Mais comment "rendre aux femmes leur grandeur" au juste ? Facile : en leur apprenant à perdre leurs kilos en trop, trouver un mari, s'occuper de leurs enfants, avoir "autant de bébés que leur coeur le désire" (sic) et, surtout, rejeter le "dogme féministe de l'intimidation toxique", comme l'évoque ce reportage effarant du New York Post. Quelques mecs qui désirent expliquer aux femmes comment "être femme" ? On tient là le plus bel exemple de mansplaining - cette propension qu'ont les hommes à vouloir "instruire" la gent féminine quant à des sujets qui lui sont déjà familiers. Et ça fait peur.

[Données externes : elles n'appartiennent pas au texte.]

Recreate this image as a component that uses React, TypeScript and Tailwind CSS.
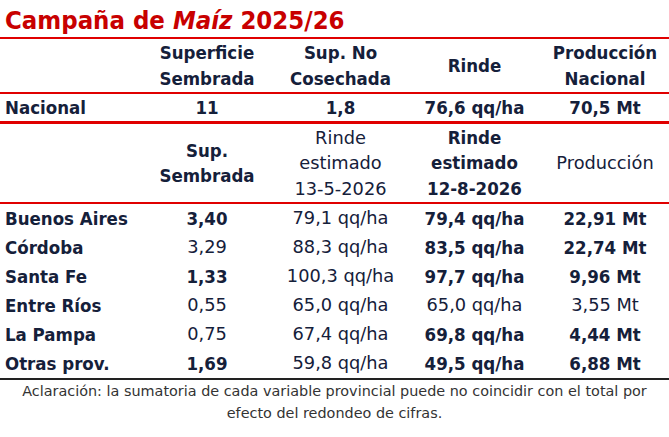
const cols = "grid grid-cols-[141px_132px_135px_133px_128px]";
const reg = "font-['DejaVu_Sans',sans-serif] font-normal text-[17.8px]";
const bld = "font-['DejaVu_Sans_Condensed','DejaVu_Sans',sans-serif] font-bold text-[18.5px]";

type Cell = { v: string; b?: boolean };

const rows: { name: string; cells: Cell[] }[] = [
  { name: "Buenos Aires", cells: [{ v: "3,40", b: true }, { v: "79,1 qq/ha" }, { v: "79,4 qq/ha", b: true }, { v: "22,91 Mt", b: true }] },
  { name: "Córdoba", cells: [{ v: "3,29" }, { v: "88,3 qq/ha" }, { v: "83,5 qq/ha", b: true }, { v: "22,74 Mt", b: true }] },
  { name: "Santa Fe", cells: [{ v: "1,33", b: true }, { v: "100,3 qq/ha" }, { v: "97,7 qq/ha", b: true }, { v: "9,96 Mt", b: true }] },
  { name: "Entre Ríos", cells: [{ v: "0,55" }, { v: "65,0 qq/ha" }, { v: "65,0 qq/ha" }, { v: "3,55 Mt" }] },
  { name: "La Pampa", cells: [{ v: "0,75" }, { v: "67,4 qq/ha" }, { v: "69,8 qq/ha", b: true }, { v: "4,44 Mt", b: true }] },
  { name: "Otras prov.", cells: [{ v: "1,69", b: true }, { v: "59,8 qq/ha" }, { v: "49,5 qq/ha", b: true }, { v: "6,88 Mt", b: true }] },
];

export default function App() {
  return (
    <div
      className="w-[669px] h-[437px] bg-white text-[#15203a] overflow-hidden"
      style={{ fontFamily: "'DejaVu Sans Condensed', 'DejaVu Sans', sans-serif" }}
    >
      {/* Title */}
      <div className="h-[37px] pl-[5px] flex items-end">
        <h1 className="text-[25.5px] leading-[34px] font-bold text-[#c80000]">
          Campaña de <span className="italic">Maíz</span> 2025/26
        </h1>
      </div>
      <div className="h-[2px] bg-[#e00000]" />

      {/* National header */}
      <div className={`${cols} h-[53px] leading-[26px] text-center items-center ${bld}`}>
        <div />
        <div>Superficie<br />Sembrada</div>
        <div>Sup. No<br />Cosechada</div>
        <div>Rinde</div>
        <div>Producción<br />Nacional</div>
      </div>
      <div className="h-[2px] bg-[#e00000]" />

      {/* National row */}
      <div className={`${cols} h-[27px] items-center text-center ${bld}`}>
        <div className="text-left pl-[5px]">Nacional</div>
        <div>11</div>
        <div>1,8</div>
        <div>76,6 qq/ha</div>
        <div>70,5 Mt</div>
      </div>
      <div className="h-[3px] bg-[#e00000]" />

      {/* Provincial header */}
      <div className={`${cols} h-[78px] leading-[25.5px] text-center items-center`}>
        <div />
        <div className={bld}>Sup.<br />Sembrada</div>
        <div className={reg}>Rinde<br />estimado<br />13-5-2026</div>
        <div className={bld}>Rinde<br />estimado<br />12-8-2026</div>
        <div className={reg}>Producción</div>
      </div>
      <div className="h-[2px] bg-[#e00000]" />

      {/* Provincial rows */}
      <div className="flex flex-col">
        {rows.map((r) => (
          <div key={r.name} className={`${cols} h-[29px] items-center text-center`}>
            <div className={`text-left pl-[5px] ${bld}`}>{r.name}</div>
            {r.cells.map((c, i) => (
              <div key={i} className={c.b ? bld : reg}>{c.v}</div>
            ))}
          </div>
        ))}
      </div>
      <div className="h-[2px] bg-[#222]" />

      {/* Footnote */}
      <p className="font-['DejaVu_Sans',sans-serif] text-[14.4px] leading-[22px] text-center text-[#333]">
        Aclaración: la sumatoria de cada variable provincial puede no coincidir con el total por
        <br />
        efecto del redondeo de cifras.
      </p>
    </div>
  );
}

A l'ère #MeToo, le féminisme serait donc l'ennemi du féminin, si l'on en croit les instigateurs de la 22 Convention, pour qui le militantisme incite les femmes à "aller à l'encontre de leur nature biologique". Ben voyons. En gros, à force de balancer leurs porcs, les femmes risquent de "ressembler davantage aux hommes", déplore le site officiel de ce séminaire louant les vertus du patriarcat. Difficile de mieux définir ce qu'est un boys club : un congrès d'hommes blancs réunis pour s'assurer de la perduration de la domination masculine. D'ailleurs, son fondateur Anthony Johnson se définit carrément comme le premier président de la "Manosphère".
Evidemment, ce que traduit ce "Make Women Great Again", ce n'est pas l'amour des femmes, mais la peur considérable de leur pouvoir. Au sein de cette convention bien virile, on diffuse des diapos pour confronter le taux de divorces de ces dernières années à l'avancée des droits des femmes, on conspue allègrement les minorités et on cherche à grands coups de mini-conférences virulentes à "détruire l'establishment féministe", comme le détaille non sans inquiétude The Independent. En seulement trois jours, donc. Belle efficacité.
Mais l'on peine à en rire, puisque c'est un certain cauchemar américain qu'illustre ce séminaire : le succès de la pensée masculiniste au sein d'une nation où les saillies sexistes du président ne font qu'alimenter la flamme. D'ailleurs, les médias outre-Atlantique comparent cet événement au mouvement des "Incels", ces "célibataires involontaires" qui sur le web vomissent leur haine des femmes, coupables présumées de leur frustration sexuelle.
Pour l'avocate Kate Kelly, membre de l'organisation Equality Now (qui défend les droits des femmes et leur visibilité à travers le monde), cette conférence à l'anti-féminisme décomplexé "rend l'inacceptable acceptable". "Ce n'est pas une célébration, c'est un dénigrement : vous ne pouvez pas être pro-femmes et anti-féministe !", affirme-t-elle à The Independent.
Et les internautes de s'indigner à l'unisson. Sur Twitter, l'autrice et conférencière Emilie Aries voit en cet événement "une absurdité terrifiante". "C'est une conférence ahurissante pour les femmes mais par les hommes, et par laquelle ces derniers essaient de nous renvoyer dans les années 1800. Et encore, à l'époque, nous avions certainement déjà trop de droits !", ironise encore une internaute. Sans surprise, une pétition circule déjà pour faire annuler l'event.
Bref, comme le décoche le New York Post, cette "22 Convention" moribonde est l'équivalent d'une casquette "Make America Great Again", mais "pour l'utérus". On a déjà connu note d'intention plus stimulante.